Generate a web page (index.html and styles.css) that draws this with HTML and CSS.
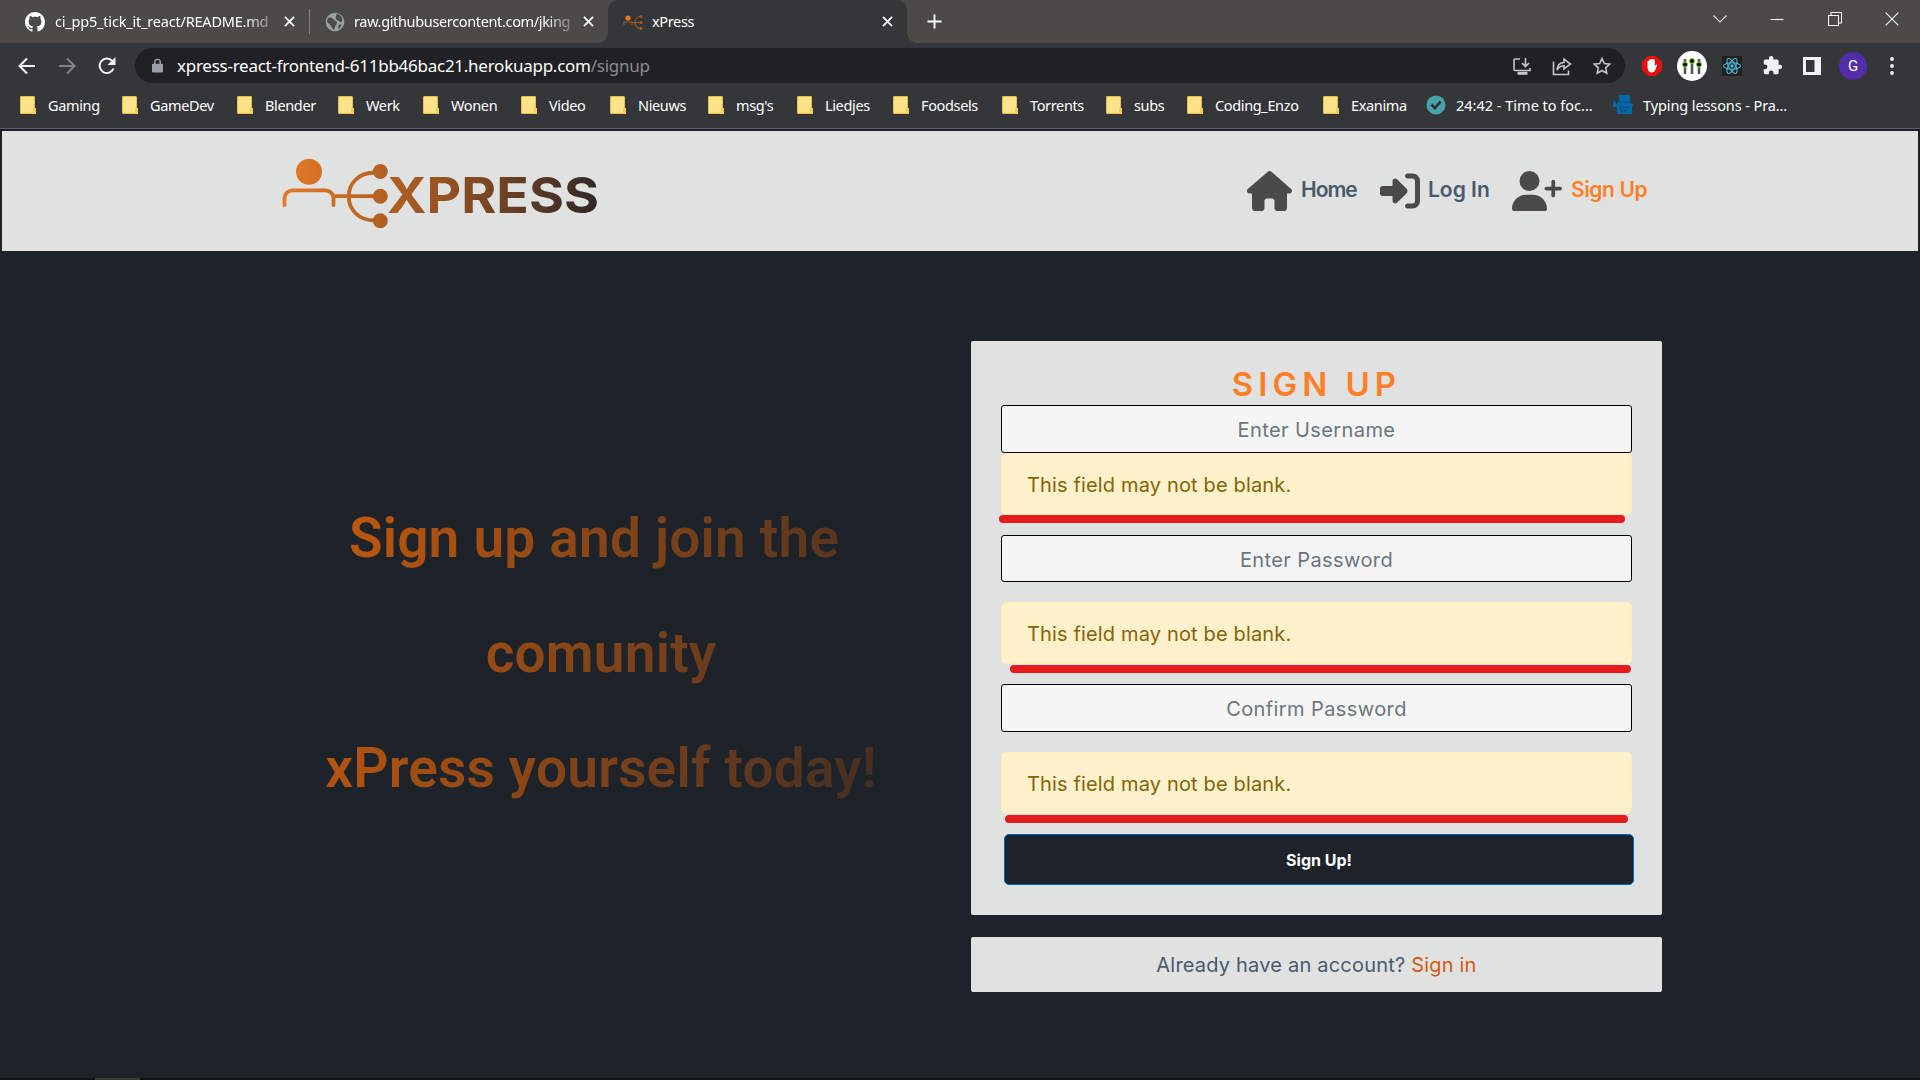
FILE: index.html
```html
<!DOCTYPE html>
<html lang="en">
<head>
<meta charset="utf-8">
<title>xPress</title>
<link rel="stylesheet" href="styles.css">
</head>
<body>
<div class="browser">
  <div class="tabs">
    <div class="tab tab-first">
      <svg class="fav" viewBox="0 0 16 16"><path fill="#fff" d="M8 0C3.58 0 0 3.58 0 8c0 3.54 2.29 6.53 5.47 7.59.4.07.55-.17.55-.38 0-.19-.01-.82-.01-1.49-2.01.37-2.53-.49-2.69-.94-.09-.23-.48-.94-.82-1.13-.28-.15-.68-.52-.01-.53.63-.01 1.08.58 1.23.82.72 1.21 1.87.87 2.33.66.07-.52.28-.87.51-1.07-1.78-.2-3.64-.89-3.64-3.95 0-.87.31-1.59.82-2.15-.08-.2-.36-1.02.08-2.12 0 0 .67-.21 2.2.82.64-.18 1.32-.27 2-.27s1.36.09 2 .27c1.53-1.04 2.2-.82 2.2-.82.44 1.1.16 1.92.08 2.12.51.56.82 1.27.82 2.15 0 3.07-1.87 3.75-3.65 3.95.29.25.54.73.54 1.48 0 1.07-.01 1.93-.01 2.2 0 .21.15.46.55.38A8.01 8.01 0 0 0 16 8c0-4.42-3.58-8-8-8z"/></svg>
      <span class="tab-title title-readme fade">ci_pp5_tick_it_react/README.md</span>
      <svg class="x" viewBox="0 0 12 12"><path d="M1 1l10 10M11 1L1 11"/></svg>
    </div>
    <i class="tab-sep"></i>
    <div class="tab tab-second">
      <svg class="fav" viewBox="0 0 20 20"><circle cx="10" cy="10" r="9.3" fill="#9aa0a6"/><path fill="#4b4a48" d="M3 6c3-1 5 0 6 2 1 1 3 1 3 3s-2 2-2 4l-1 3c-2-1-2-3-3-4-1-2-4-3-4-5zM11 2c3 0 5 2 6 4 1 3-1 5-2 4-1-2-3-1-4-3s1-3 0-5zM14 13c2-1 3 0 2 1l-2 3c-1-1-1-3 0-4z"/></svg>
      <span class="tab-title fade">raw.githubusercontent.com/jking</span>
      <svg class="x" viewBox="0 0 12 12"><path d="M1 1l10 10M11 1L1 11"/></svg>
    </div>
    <div class="tab tab-active">
      <svg class="fav" viewBox="0 0 20 20"><g fill="none" stroke="#a8571f" stroke-width="1.1"><path d="M1 13v-3h8v3M9 10.500h9M18 4.500c-8 0-8 12 0 12"/></g><circle cx="5" cy="6" r="2.600" fill="#e8761f"/><g fill="#a8591f"><circle cx="18" cy="4.500" r="1.500"/><circle cx="18" cy="10.500" r="1.500"/><circle cx="18" cy="16.500" r="1.500"/></g></svg>
      <span class="tab-title">xPress</span>
      <svg class="x" viewBox="0 0 12 12"><path d="M1 1l10 10M11 1L1 11"/></svg>
    </div>
    <svg class="plus" viewBox="0 0 16 16"><path d="M8 .5v15M.5 8h15"/></svg>
    <div class="win">
      <svg viewBox="0 0 14 14"><path d="M.5 3.500L7 10l6.500-6.500"/></svg>
      <svg viewBox="0 0 14 14"><path d="M.5 7.500h13"/></svg>
      <svg viewBox="0 0 14 14"><path d="M.5 3.500h10v10h-10zM3 3V.5h10.500v10.500H11"/></svg>
      <svg viewBox="0 0 14 14"><path d="M.7.7l12.600 12.600M13.300.7L.7 13.300"/></svg>
    </div>
  </div>
  <div class="toolbar">
    <div class="navbtns">
      <svg viewBox="0 0 18 18"><path d="M17 9H2M9 1.500L1.500 9 9 16.500"/></svg>
      <svg class="dim" viewBox="0 0 18 18"><path d="M1 9h15M9 1.500L16.500 9 9 16.500"/></svg>
      <svg viewBox="0 0 18 18"><path d="M15.500 11.500A7.200 7.200 0 1 1 14 3.800"/><path class="solid" d="M17.500 0v8h-8z"/></svg>
    </div>
    <div class="urlbar">
      <svg class="lock" viewBox="0 0 12 15"><path fill="#9aa0a6" d="M1 5.500h10a1 1 0 0 1 1 1V14a1 1 0 0 1-1 1H1a1 1 0 0 1-1-1V6.500a1 1 0 0 1 1-1z"/><path d="M3 6V3.800a3 3 0 0 1 6 0V6" fill="none" stroke="#9aa0a6" stroke-width="1.500"/></svg>
      <span class="url">xpress-react-frontend-611bb46bac21.herokuapp.com<span class="path">/signup</span></span>
      <div class="url-icons">
        <svg viewBox="0 0 20 20"><path d="M8 3H3a1 1 0 0 0-1 1v9.500a1 1 0 0 0 1 1h15V12M13.500 2v8M10 7l3.500 3.500L17 7"/><path d="M5.500 17.300h10" stroke-width="3"/></svg>
        <svg viewBox="0 0 20 20"><path d="M1.500 5.500v13h15v-4M5 14c.5-5 3-7.500 7-7.500V3l6.500 5-6.500 5V9.800c-3 0-5 1-7 4.200z"/></svg>
        <svg viewBox="0 0 20 20"><path d="M10 2.500l2.300 5 5.400.6-4 3.700 1.100 5.400-4.800-2.700-4.800 2.700 1.100-5.400-4-3.700 5.400-.6z"/></svg>
      </div>
    </div>
    <div class="exts">
      <svg class="e-block" viewBox="0 0 20 20"><path fill="#e60e0e" d="M6 0h8l6 6v8l-6 6H6l-6-6V6z"/><path fill="#fff" d="M5.500 11V5.500c0-1 1.600-1 1.700 0V4c0-1 1.700-1 1.800 0v-.5c0-1 1.900-1 1.900 0V4c.1-1 1.900-1 1.900 0v6c1-2 2.800-2 2.300-.8-1 2.600-1.900 7.300-5 7.300-3.100 0-4.600-2.500-4.600-5.500z"/></svg>
      <svg class="e-mix" viewBox="0 0 30 30"><circle cx="15" cy="15" r="15" fill="#fff"/><path d="M8 8v15M15 8v15M22 8v15" stroke="#555" stroke-width="2.600"/><g fill="#111" stroke="#7fd12c" stroke-width="1"><circle cx="8" cy="13.500" r="2.500"/><circle cx="15" cy="10" r="2.500"/><circle cx="22" cy="13.500" r="2.500"/></g></svg>
      <svg class="e-react" viewBox="0 0 20 20"><path fill="#202020" d="M0 0h20v20H0z"/><g fill="none" stroke="#53b9dd" stroke-width="1.100"><ellipse cx="10" cy="10" rx="8.500" ry="3.300"/><ellipse cx="10" cy="10" rx="8.500" ry="3.300" transform="rotate(60 10 10)"/><ellipse cx="10" cy="10" rx="8.500" ry="3.300" transform="rotate(120 10 10)"/></g><circle cx="10" cy="10" r="1.700" fill="#53b9dd"/></svg>
      <svg class="e-puz" viewBox="0 0 24 24"><path fill="#f1f3f4" d="M20.500 11H19V7c0-1.100-.9-2-2-2h-4V3.500a2.500 2.500 0 0 0-5 0V5H4c-1.100 0-2 .9-2 2v3.800h1.500a2.700 2.700 0 0 1 0 5.400H2V20c0 1.100.9 2 2 2h3.800v-1.500a2.700 2.700 0 0 1 5.400 0V22H17c1.100 0 2-.9 2-2v-4h1.500a2.500 2.500 0 0 0 0-5z"/></svg>
      <svg class="e-side" viewBox="0 0 18 18"><path fill="#f1f3f4" fill-rule="evenodd" d="M0 0h18v18H0zM3 3v12h8.500V3z"/></svg>
      <span class="avatar">G</span>
      <svg class="e-dots" viewBox="0 0 4 18"><g fill="#f1f3f4"><circle cx="2" cy="2" r="1.900"/><circle cx="2" cy="9" r="1.900"/><circle cx="2" cy="16" r="1.900"/></g></svg>
    </div>
  </div>
  <div class="bookmarks">
    <span class="bm"><i class="folder"></i><span>Gaming</span></span>
    <span class="bm"><i class="folder"></i><span>GameDev</span></span>
    <span class="bm"><i class="folder"></i><span>Blender</span></span>
    <span class="bm"><i class="folder"></i><span>Werk</span></span>
    <span class="bm"><i class="folder"></i><span>Wonen</span></span>
    <span class="bm"><i class="folder"></i><span>Video</span></span>
    <span class="bm"><i class="folder"></i><span>Nieuws</span></span>
    <span class="bm"><i class="folder"></i><span>msg's</span></span>
    <span class="bm"><i class="folder"></i><span>Liedjes</span></span>
    <span class="bm"><i class="folder"></i><span>Foodsels</span></span>
    <span class="bm"><i class="folder"></i><span>Torrents</span></span>
    <span class="bm"><i class="folder"></i><span>subs</span></span>
    <span class="bm"><i class="folder"></i><span>Coding_Enzo</span></span>
    <span class="bm"><i class="folder"></i><span>Exanima</span></span>
    <span class="bm bm-wide"><svg viewBox="0 0 20 20"><circle cx="10" cy="10" r="9.500" fill="#47a3a8"/><path d="M5.500 9.500l3.300 3.500 6-6.500" fill="none" stroke="#2d3436" stroke-width="2.600"/></svg><span>24:42 - Time to foc...</span></span>
    <span class="bm bm-wide bm-typing"><svg viewBox="0 0 20 20"><path fill="#0067a8" d="M6 0h11v7H6zM0 6.500h3V9h1V7.500h14V9h2v2h-1v8H4v-7H0z"/><path stroke="#23384a" stroke-width="1.600" stroke-dasharray="1.800 1.600" d="M6.500 12.500h10M8 15.500h7"/></svg><span>Typing lessons - Pra...</span></span>
  </div>
</div>
<div class="page">
  <header class="navbar">
    <svg class="logo" viewBox="0 0 320 74">
      <defs><linearGradient id="lg" gradientUnits="userSpaceOnUse" x1="2" y1="0" x2="318" y2="40"><stop offset="0" stop-color="#e87a27"/><stop offset=".5" stop-color="#985422"/><stop offset="1" stop-color="#2f2827"/></linearGradient></defs>
      <g fill="none" stroke="url(#lg)" stroke-width="3.800" stroke-linecap="round"><path d="M4.500 46V39a8 8 0 0 1 8-7.700h33a8 8 0 0 1 8 7.700v7M53.500 37.200H95M95 13.500c-35 0-35 48 0 48"/></g>
      <g fill="url(#lg)"><circle cx="29" cy="12.800" r="13"/><circle cx="100.300" cy="12.500" r="7.500"/><circle cx="100.300" cy="37.300" r="7.500"/><circle cx="100.300" cy="61.700" r="7.500"/>
      <text class="logo-text" x="107" y="54" textLength="212" lengthAdjust="spacingAndGlyphs">XPRESS</text></g>
    </svg>
    <nav class="links">
      <a class="link l1"><svg viewBox="0 0 576 512"><path d="M575.8 255.500c0 18-15 32.100-32 32.100h-32l.7 160.200c0 2.700-.2 5.400-.5 8.100V472c0 22.100-17.900 40-40 40H392c-22.100 0-40-17.900-40-40V384c0-17.700-14.300-32-32-32H256c-17.700 0-32 14.300-32 32v88c0 22.100-17.900 40-40 40H104c-22.100 0-40-17.900-40-40V287.600H32c-18 0-32-14-32-32.100c0-9 3-17 10-24L266.400 8c7-7 15-8 22-8s15 2 21 7L564.800 231.500c8 7 12 15 11 24z"/></svg><span>Home</span></a>
      <a class="link l2"><svg viewBox="0 0 512 512"><path d="M217.900 105.900L340.700 228.700c7.200 7.200 11.300 17.100 11.300 27.300s-4.100 20.100-11.300 27.300L217.900 406.100c-6.400 6.400-15 9.900-24 9.900c-18.700 0-33.900-15.200-33.900-33.900V320H32c-17.700 0-32-14.300-32-32v-64c0-17.700 14.300-32 32-32h128v-62.100c0-18.700 15.200-33.900 33.900-33.900c9 0 17.600 3.600 24 9.900zM352 416h64c17.700 0 32-14.300 32-32V128c0-17.700-14.300-32-32-32h-64c-17.700 0-32-14.300-32-32s14.300-32 32-32h64c53 0 96 43 96 96v256c0 53-43 96-96 96h-64c-17.700 0-32-14.300-32-32s14.300-32 32-32z"/></svg><span>Log In</span></a>
      <a class="link l3"><svg viewBox="0 0 640 512"><path d="M96 128a128 128 0 1 1 256 0A128 128 0 1 1 96 128zM0 482.300C0 383.800 79.800 304 178.300 304h91.400C368.200 304 448 383.800 448 482.300c0 16.400-13.300 29.700-29.700 29.700H29.700C13.300 512 0 498.700 0 482.300zM504 312V248H440c-13.300 0-24-10.700-24-24s10.700-24 24-24h64V136c0-13.300 10.700-24 24-24s24 10.700 24 24v64h64c13.300 0 24 10.700 24 24s-10.700 24-24 24H552v64c0 13.300-10.700 24-24 24s-24-10.700-24-24z"/></svg><span>Sign Up</span></a>
    </nav>
  </header>
  <main class="main">
    <h1 class="hero">Sign up and join the&nbsp;<br>comunity<br>xPress yourself today!</h1>
    <div class="right">
      <form class="card">
        <h2 class="title">SIGN UP</h2>
        <div class="input">Enter Username</div>
        <div class="alert a1">This field may not be blank.</div>
        <div class="input i2">Enter Password</div>
        <div class="alert a2">This field may not be blank.</div>
        <div class="input i3">Confirm Password</div>
        <div class="alert a3">This field may not be blank.</div>
        <div class="btn">Sign Up!</div>
      </form>
      <div class="card2">Already have an account? <span class="signin">Sign in</span></div>
    </div>
  </main>
  <div class="taskbar"><i></i></div>
</div>
</body>
</html>
```
FILE: styles.css
```css
* { box-sizing: border-box; }
body { margin: 0; width: 1920px; height: 1080px; overflow: hidden; background: #1e2229; font-family: Inter, "Liberation Sans", sans-serif; }
svg { display: block; flex: none; }
.browser { height: 129px; background: #35363a; border-bottom: 1px solid #5c5e63; color: #fff; font-family: "Noto Sans", "Open Sans", sans-serif; }
.tabs { height: 43px; background: #4b4a48; display: flex; align-items: center; }
.tab { height: 43px; display: flex; align-items: center; font-size: 14.5px; letter-spacing: -0.35px; }
.tab-first { width: 309px; padding-left: 25px; }
.tab-second { width: 298px; padding-left: 15px; }
.tab-active { width: 299px; padding-left: 15px; background: #35363a; border-radius: 10px 10px 0 0; position: relative; }
.tab-active::before, .tab-active::after { content: ""; position: absolute; bottom: 0; width: 10px; height: 10px; }
.tab-active::before { left: -10px; background: radial-gradient(circle at 0 0, transparent 9.5px, #35363a 10px); }
.tab-active::after { right: -10px; background: radial-gradient(circle at 100% 0, transparent 9.5px, #35363a 10px); }
.tab-sep { width: 1px; height: 25px; background: #85827d; }
.fav { width: 20px; height: 20px; margin-right: 9px; }
.tab-first .fav { margin-right: 10px; }
.tab-title { width: 218px; height: 24px; line-height: 22px; overflow: hidden; white-space: nowrap; }
.title-readme { letter-spacing: -0.2px; }
.fade { -webkit-mask-image: linear-gradient(90deg, #000 87%, rgba(0,0,0,.25)); mask-image: linear-gradient(90deg, #000 87%, rgba(0,0,0,.25)); }
.x { width: 11px; height: 11px; margin-left: auto; margin-right: 14px; fill: none; stroke: #fff; stroke-width: 1.9; }
.plus { width: 15px; height: 15px; margin-left: 20px; fill: none; stroke: #fff; stroke-width: 2; }
.win { display: flex; gap: 43.5px; margin-left: auto; margin-right: 21px; padding-bottom: 6px; }
.win svg { width: 14px; height: 14px; fill: none; stroke: #f5f5f5; stroke-width: 1.1; }
.toolbar { height: 45px; display: flex; align-items: center; }
.navbtns { width: 135px; padding-left: 18px; display: flex; gap: 22px; }
.navbtns svg { width: 18px; height: 18px; fill: none; stroke: #f1f3f4; stroke-width: 2; }
.navbtns .dim { stroke: #808286; }
.navbtns .solid { fill: #f1f3f4; stroke: none; }
.urlbar { width: 1490px; height: 35px; border-radius: 18px; background: #202124; display: flex; align-items: center; padding: 0 13px 0 17px; }
.lock { width: 11px; height: 15px; }
.url { margin-left: 14px; font-size: 17px; letter-spacing: -0.26px; white-space: nowrap; }
.path { color: #8b8d91; }
.url-icons { margin-left: auto; display: flex; gap: 20px; }
.url-icons svg { width: 20px; height: 20px; fill: none; stroke: #c4c6c9; stroke-width: 1.6; }
.exts { flex: 1; display: flex; align-items: center; padding-left: 17px; }
.e-block { width: 20px; height: 20px; }
.e-mix { width: 30px; height: 30px; margin-left: 15px; }
.e-react { width: 20px; height: 20px; margin-left: 15px; }
.e-puz { width: 21px; height: 21px; margin-left: 20px; }
.e-side { width: 18px; height: 18px; margin-left: 20px; }
.avatar { width: 28px; height: 28px; border-radius: 50%; margin-left: 18px; background: #512da8; font: 15px/28px Roboto, sans-serif; text-align: center; }
.e-dots { width: 4px; height: 18px; margin-left: 23px; }
.bookmarks { height: 34px; padding-left: 20px; display: grid; align-items: center; grid-template-columns: 102px 115px 101px 85px 98px 89px 98px 89px 96px 109px 104px 81px 136px 103px 187px 200px; font-size: 14.5px; letter-spacing: -0.36px; }
.bm { display: flex; align-items: center; white-space: nowrap; }
.bm svg { width: 20px; height: 20px; margin-right: 10px; }
.bm-wide { letter-spacing: 0; }
.bm-typing { letter-spacing: -0.1px; }
.folder { width: 15px; height: 18px; margin-right: 13px; background: #fee28a; border: 1px solid #e9c04a; border-radius: 1px; position: relative; }
.folder::after { content: ""; position: absolute; right: -2px; bottom: -1px; width: 3px; height: 6px; background: #f3cd55; }
.page { height: 951px; padding: 2px 2px 0; display: flex; flex-direction: column; }
.navbar { height: 120px; background: #e0e2e1; display: flex; align-items: flex-start; }
.logo { width: 320px; height: 74px; margin: 28px 0 0 278px; overflow: visible; }
.logo-text { font: 700 50px Inter, sans-serif; }
.links { display: flex; margin: 38px 0 0 647px; }
.link { display: flex; align-items: center; height: 44px; color: #4a5a6c; font-size: 21px; font-weight: 600; letter-spacing: -0.4px; white-space: nowrap; }
.link svg { fill: #4a4a4a; }
.link span { position: relative; top: -2px; }
.l1 { width: 133px; letter-spacing: -1px; }
.l1 svg { width: 45px; height: 40px; margin-right: 9px; }
.l2 { width: 132px; letter-spacing: 0; }
.l2 svg { width: 40px; height: 40px; margin-right: 8px; }
.l3 svg { width: 50px; height: 40px; margin-right: 9px; }
.l3 { color: #ff7f27; }
.main { flex: 1; display: flex; align-items: flex-start; }
.hero { width: 640px; margin: 230px 50px 0 279px; text-align: center; font: 600 55px/115px Roboto, sans-serif; letter-spacing: 0.2px; background: linear-gradient(105deg, #c55a0c 5%, #2a2628 109%); -webkit-background-clip: text; background-clip: text; color: transparent; }
.right { width: 691px; margin-top: 90px; }
.card { height: 574px; background: #e0e2e1; padding: 27px 30px 30px; border-radius: 2px; }
.title { margin: 0 0 5px; height: 32px; text-align: center; font-size: 33px; line-height: 32px; letter-spacing: 5px; font-weight: 600; color: #ff7f27; }
.input { height: 48px; border: 1px solid #000; border-radius: 3px; background: #f5f5f5; color: #6c757d; text-align: center; font-size: 20px; letter-spacing: 0.4px; line-height: 48px; }
.alert { position: relative; height: 62px; background: #fff1cc; border: 1px solid #ffeeba; border-radius: 5px; color: #856404; font-size: 20px; letter-spacing: 0.15px; line-height: 62px; padding-left: 25px; }
.alert::after { content: ""; position: absolute; height: 8px; top: 62px; border-radius: 4px; background: #e61b1b; }
.a1 { margin-bottom: 20px; }
.a1::after { left: -3px; width: 626px; top: 61px; }
.i2 { height: 47px; }
.a2, .a3 { margin: 20px 0; }
.a2::after { left: 8px; width: 621px; }
.a3::after { left: 3px; width: 623px; }
.btn { width: 630px; height: 51px; margin-left: 3px; background: #1e2229; border: 1px solid #0062cc; border-radius: 5px; color: #fff; text-align: center; font-size: 16px; font-weight: 700; line-height: 51px; }
.card2 { height: 55px; margin-top: 22px; background: #e0e2e1; color: #4a5a6c; text-align: center; font-size: 20px; letter-spacing: 0.2px; line-height: 56px; border-radius: 2px; }
.signin { color: #d8590f; }
.taskbar { height: 2px; margin: 0 -2px; background: #101114; padding-left: 95px; }
.taskbar i { display: block; width: 45px; height: 2px; background: #36383a; }
```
■ ■ ■
WORK TO DO - Look through the data above. Find each line with the string "page" and copy it.

ANSWER TO THE PROBLEM -
Generate a web page (index.html and styles.css) that draws this with HTML and CSS.
<div class="page">
.page { height: 951px; padding: 2px 2px 0; display: flex; flex-direction: column; }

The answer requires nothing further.